Quadrature Compressive Sampling for Multiband Radar Echo Signals

Abstract

In multiband/multifunction radars, the received echoes are usually multiband signals consisting of several subbands with different carrier frequencies. Digital acquisition of the in-phase and quadrature ( ${I}$ and ${Q}$ ) components of each subband is important for the extraction of radar targets. However, the existing acquisition methods are inefficient because their sampling rates are at least twice of the effective bandwidth, also known as the Landau rate. In this paper, we merge the quadrature compressive sampling into the uniform sampling technique for multiband signals, and develop a multiband quadrature compressive sampling (MQuadCS) system. The MQuadCS system first applies the random modulation to generate a compressive multiband signal, and then utilizes the uniform sampling to output the samples of the compressive multiband signal at its Landau rate.

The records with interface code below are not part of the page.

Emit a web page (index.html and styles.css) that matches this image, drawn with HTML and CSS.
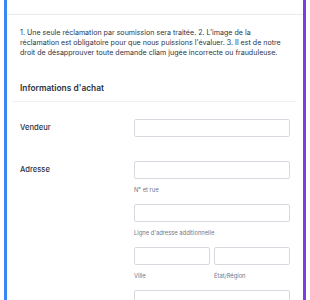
FILE: index.html
```html
<!DOCTYPE html>
<html lang="fr">
<head>
  <meta charset="UTF-8">
  <meta name="viewport" content="width=device-width, initial-scale=1.0">
  <title>Formulaire de réclamation</title>
  <link rel="stylesheet" href="styles.css">
</head>
<body>
  <div class="form-card">
    <div class="form-top"></div>
    <p class="intro">1. Une seule réclamation par soumission sera traitée. 2. L'image de la réclamation est obligatoire pour que nous puissions l'évaluer. 3. Il est de notre droit de désapprouver toute demande cliam jugée incorrecte ou frauduleuse.</p>

    <div class="section">
      <h2>Informations d'achat</h2>
    </div>

    <div class="row">
      <label class="field-label" for="vendeur">Vendeur</label>
      <div class="field">
        <input type="text" id="vendeur">
      </div>
    </div>

    <div class="row">
      <label class="field-label" for="rue">Adresse</label>
      <div class="field">
        <input type="text" id="rue">
        <span class="sublabel">N° et rue</span>
        <input type="text" id="ligne2">
        <span class="sublabel">Ligne d'adresse additionnelle</span>
        <div class="pair">
          <div>
            <input type="text" id="ville">
            <span class="sublabel">Ville</span>
          </div>
          <div>
            <input type="text" id="etat">
            <span class="sublabel">État/Région</span>
          </div>
        </div>
        <input type="text" id="cp">
      </div>
    </div>
  </div>
</body>
</html>
```

FILE: styles.css
```css
body {
  margin: 0;
  font-family: Inter, "Noto Sans", sans-serif;
  background: #fff;
  color: #2c3345;
}
.form-card {
  margin: 0 4px;
  border-left: 3px solid #3a86f5;
  border-right: 3px solid #7a3fe0;
  min-height: 400px;
}
.form-top {
  height: 14px;
  border-bottom: 1px solid #eaebef;
}
.intro {
  margin: 0;
  padding: 13px 18px 0 13px;
  font-size: 7.1px;
  line-height: 10px;
  color: #2c3345;
}
.section {
  margin: 24px 6px 0 5px;
  padding: 0 8px 7px;
  border-bottom: 1px solid #f0f1f4;
}
.section h2 {
  margin: 0;
  font-size: 8.4px;
  font-weight: 600;
  line-height: 12px;
}
.row {
  display: flex;
  padding: 17px 13px 0 13px;
}
.row + .row {
  padding-top: 24px;
}
.field-label {
  width: 114px;
  font-size: 7.6px;
  font-weight: 500;
  line-height: 18px;
}
.field {
  flex: 1;
}
.field input {
  display: block;
  box-sizing: border-box;
  width: 100%;
  height: 18px;
  margin: 0;
  border: 1px solid #d6d9e0;
  border-radius: 2px;
  background: #fff;
}
.sublabel {
  display: block;
  font-size: 5.8px;
  line-height: 7px;
  color: #6f7689;
  margin: 6.5px 0 11.5px;
}
.pair {
  display: flex;
  gap: 4px;
}
.pair > div {
  flex: 1;
}
```
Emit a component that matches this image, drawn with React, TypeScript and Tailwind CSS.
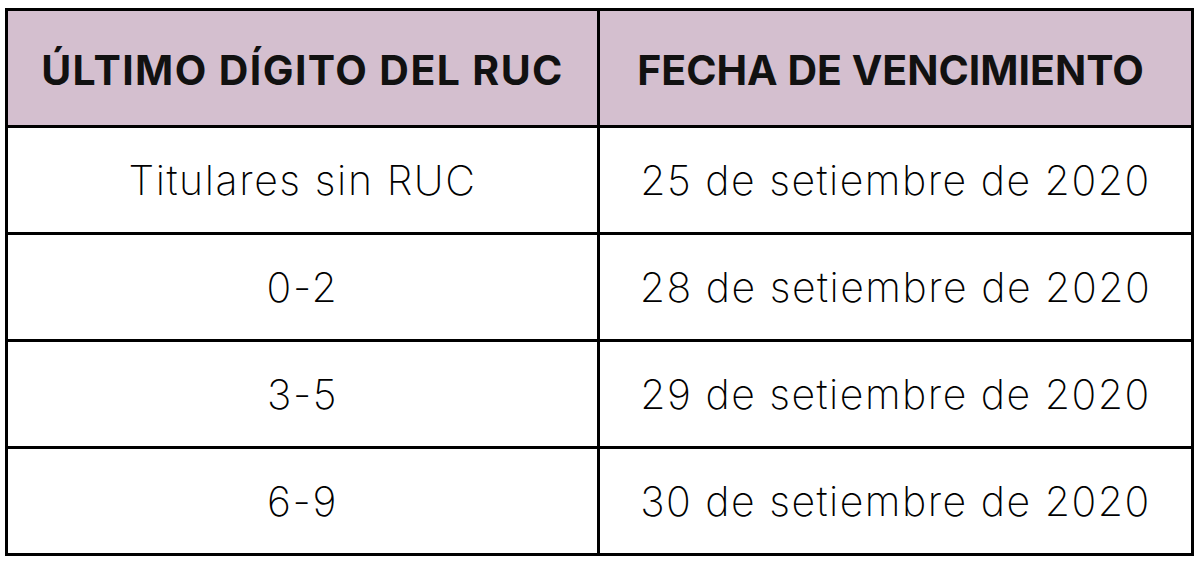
import React from "react";

const rows = [
  ["Titulares sin RUC", "25 de setiembre de 2020"],
  ["0-2", "28 de setiembre de 2020"],
  ["3-5", "29 de setiembre de 2020"],
  ["6-9", "30 de setiembre de 2020"],
];

export default function App() {
  return (
    <div className="w-[1200px] h-[567px] bg-white pl-[5px] pt-[8px]" style={{ fontFamily: "Inter, 'Liberation Sans', sans-serif" }}>
      <table className="border-collapse w-[1189px] text-black">
        <thead>
          <tr className="bg-[#d4bfcf] h-[117px]">
            <th className="border-[3px] border-black w-[592px] text-[41px] font-bold tracking-[1.4px] text-[#111] leading-none pt-[4px]">ÚLTIMO DÍGITO DEL RUC</th>
            <th className="border-[3px] border-black text-[41px] font-bold tracking-[0px] text-[#111] leading-none pt-[4px] pr-[10px]">FECHA DE VENCIMIENTO</th>
          </tr>
        </thead>
        <tbody>
          {rows.map((r, i) => (
            <tr key={i} className="h-[107px]">
              <td className="border-[3px] border-black text-center text-[41px] font-extralight tracking-[1.6px] leading-none">{r[0]}</td>
              <td className="border-[3px] border-black text-center text-[41px] font-extralight tracking-[1.5px] leading-none">{r[1]}</td>
            </tr>
          ))}
        </tbody>
      </table>
    </div>
  );
}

As the Landau rate of the compressive multiband signal is much less than that of the received echo, the MQuadCS achieves the sub-Landau rate sampling. With the assumption of sparse targets, the $I$ and $Q$ components of each subband can be independently recovered by the corresponding samples separated from the compressive multiband samples. For the independent recovery, we establish the model of MQuadCS system parameters and provide a sufficient condition to ensure the existence of the system parameters. To guarantee successful recovery of each subband, we introduce the frequency domain representation of the MQuadCS and then derive the reconstructability condition via restricted isometry property analysis. Furthermore, we design a system parameter optimization scheme to improve the recovery performance. Theoretical analyses and simulations validate the efficiency of the MQuadCS system.